Task requirements
Repeat the lines below exactly as they appear, but leave out the images.

Records with interface code

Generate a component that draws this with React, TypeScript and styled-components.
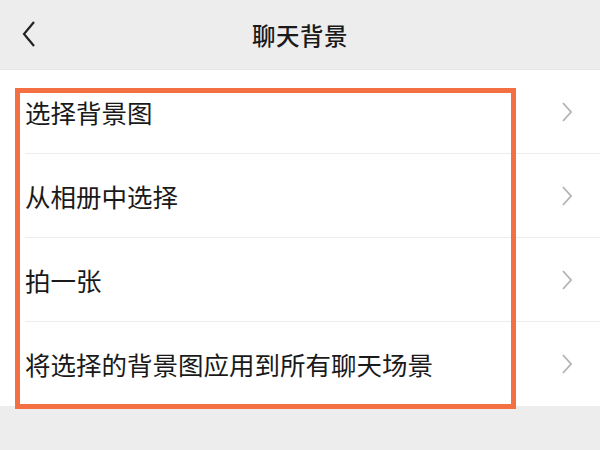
import styled, { createGlobalStyle } from 'styled-components';

const GlobalStyle = createGlobalStyle`
    html, body {
        margin: 0;
        padding: 0;
        background: #ededed;
    }
    body {
        font-family: "Noto Sans CJK SC", "Noto Sans", sans-serif;
        color: #1a1a1a;
    }
`;

const Page = styled.div`
    width: 600px;
    height: 450px;
    background: #ededed;
    overflow: hidden;
`;

const Header = styled.header`
    height: 70px;
    display: flex;
    align-items: center;
    justify-content: center;
    position: relative;
    box-sizing: border-box;
    border-bottom: 1px solid #e6e6e6;
`;

const BackButton = styled.button`
    position: absolute;
    left: 17px;
    top: 19px;
    width: 24px;
    height: 30px;
    padding: 0;
    border: none;
    background: transparent;
    display: flex;
    align-items: center;
    justify-content: center;
`;

const Title = styled.h1`
    margin: 0;
    font-size: 23.5px;
    font-weight: 500;
    color: #1a1a1a;
    letter-spacing: 0.5px;
`;

const ListWrap = styled.div`
    position: relative;
`;

const List = styled.ul`
    margin: 0;
    padding: 0;
    list-style: none;
    background: #fff;
`;

const Row = styled.li<{ $last?: boolean }>`
    height: 84px;
    display: flex;
    align-items: center;
    padding-left: 25px;
    position: relative;

    &::after {
        content: '';
        display: ${p => (p.$last ? 'none' : 'block')};
        position: absolute;
        left: 25px;
        right: 0;
        bottom: 0;
        height: 1px;
        background: #ececec;
    }
`;

const Label = styled.span`
    flex: 1;
    font-size: 25.5px;
    line-height: 1;
    color: #1a1a1a;
`;

const Arrow = styled.span`
    width: 14px;
    height: 22px;
    margin-right: 26px;
    display: flex;
`;

const Highlight = styled.div`
    position: absolute;
    left: 15px;
    top: 18px;
    width: 501px;
    height: 321px;
    box-sizing: border-box;
    border: 5px solid #f47043;
    pointer-events: none;
`;

const items = [
    '选择背景图',
    '从相册中选择',
    '拍一张',
    '将选择的背景图应用到所有聊天场景',
];

const App = () => (
    <Page>
        <GlobalStyle />
        <Header>
            <BackButton aria-label="返回">
                <svg width="18" height="28" viewBox="0 0 18 28">
                    <path d="M14 2 L4 14 L14 26" fill="none" stroke="#222" strokeWidth="2.2" />
                </svg>
            </BackButton>
            <Title>聊天背景</Title>
        </Header>
        <ListWrap>
            <List>
                {items.map((text, i) => (
                    <Row key={text} $last={i === items.length - 1}>
                        <Label>{text}</Label>
                        <Arrow>
                            <svg width="14" height="22" viewBox="0 0 14 22">
                                <path d="M3 2 L11 11 L3 20" fill="none" stroke="#b3b3b3" strokeWidth="1.8" />
                            </svg>
                        </Arrow>
                    </Row>
                ))}
            </List>
            <Highlight />
        </ListWrap>
    </Page>
);

export default App;
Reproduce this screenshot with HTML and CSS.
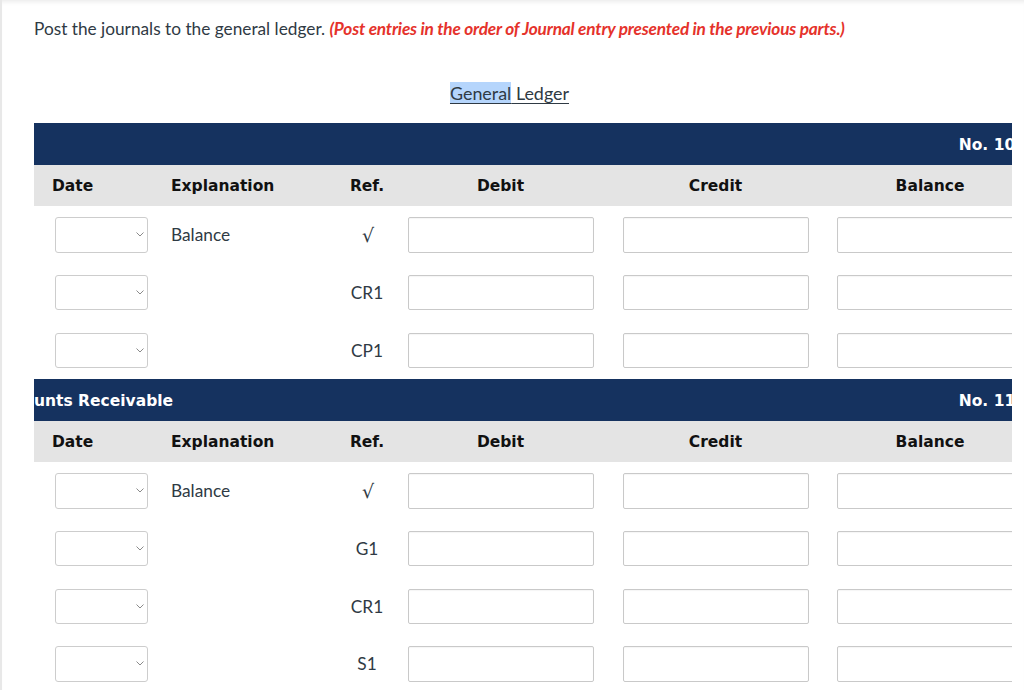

Written solution
Generate a component that draws this with React, TypeScript and styled-components.
import styled, { createGlobalStyle } from 'styled-components';

const GlobalStyle = createGlobalStyle`
    html, body {
        margin: 0;
        padding: 0;
        background: #ededed;
    }
    body {
        font-family: "Noto Sans CJK SC", "Noto Sans", sans-serif;
        color: #1a1a1a;
    }
`;

const Page = styled.div`
    width: 600px;
    height: 450px;
    background: #ededed;
    overflow: hidden;
`;

const Header = styled.header`
    height: 70px;
    display: flex;
    align-items: center;
    justify-content: center;
    position: relative;
    box-sizing: border-box;
    border-bottom: 1px solid #e6e6e6;
`;

const BackButton = styled.button`
    position: absolute;
    left: 17px;
    top: 19px;
    width: 24px;
    height: 30px;
    padding: 0;
    border: none;
    background: transparent;
    display: flex;
    align-items: center;
    justify-content: center;
`;

const Title = styled.h1`
    margin: 0;
    font-size: 23.5px;
    font-weight: 500;
    color: #1a1a1a;
    letter-spacing: 0.5px;
`;

const ListWrap = styled.div`
    position: relative;
`;

const List = styled.ul`
    margin: 0;
    padding: 0;
    list-style: none;
    background: #fff;
`;

const Row = styled.li<{ $last?: boolean }>`
    height: 84px;
    display: flex;
    align-items: center;
    padding-left: 25px;
    position: relative;

    &::after {
        content: '';
        display: ${p => (p.$last ? 'none' : 'block')};
        position: absolute;
        left: 25px;
        right: 0;
        bottom: 0;
        height: 1px;
        background: #ececec;
    }
`;

const Label = styled.span`
    flex: 1;
    font-size: 25.5px;
    line-height: 1;
    color: #1a1a1a;
`;

const Arrow = styled.span`
    width: 14px;
    height: 22px;
    margin-right: 26px;
    display: flex;
`;

const Highlight = styled.div`
    position: absolute;
    left: 15px;
    top: 18px;
    width: 501px;
    height: 321px;
    box-sizing: border-box;
    border: 5px solid #f47043;
    pointer-events: none;
`;

const items = [
    '选择背景图',
    '从相册中选择',
    '拍一张',
    '将选择的背景图应用到所有聊天场景',
];

const App = () => (
    <Page>
        <GlobalStyle />
        <Header>
            <BackButton aria-label="返回">
                <svg width="18" height="28" viewBox="0 0 18 28">
                    <path d="M14 2 L4 14 L14 26" fill="none" stroke="#222" strokeWidth="2.2" />
                </svg>
            </BackButton>
            <Title>聊天背景</Title>
        </Header>
        <ListWrap>
            <List>
                {items.map((text, i) => (
                    <Row key={text} $last={i === items.length - 1}>
                        <Label>{text}</Label>
                        <Arrow>
                            <svg width="14" height="22" viewBox="0 0 14 22">
                                <path d="M3 2 L11 11 L3 20" fill="none" stroke="#b3b3b3" strokeWidth="1.8" />
                            </svg>
                        </Arrow>
                    </Row>
                ))}
            </List>
            <Highlight />
        </ListWrap>
    </Page>
);

export default App;
Reproduce this screenshot with HTML and CSS.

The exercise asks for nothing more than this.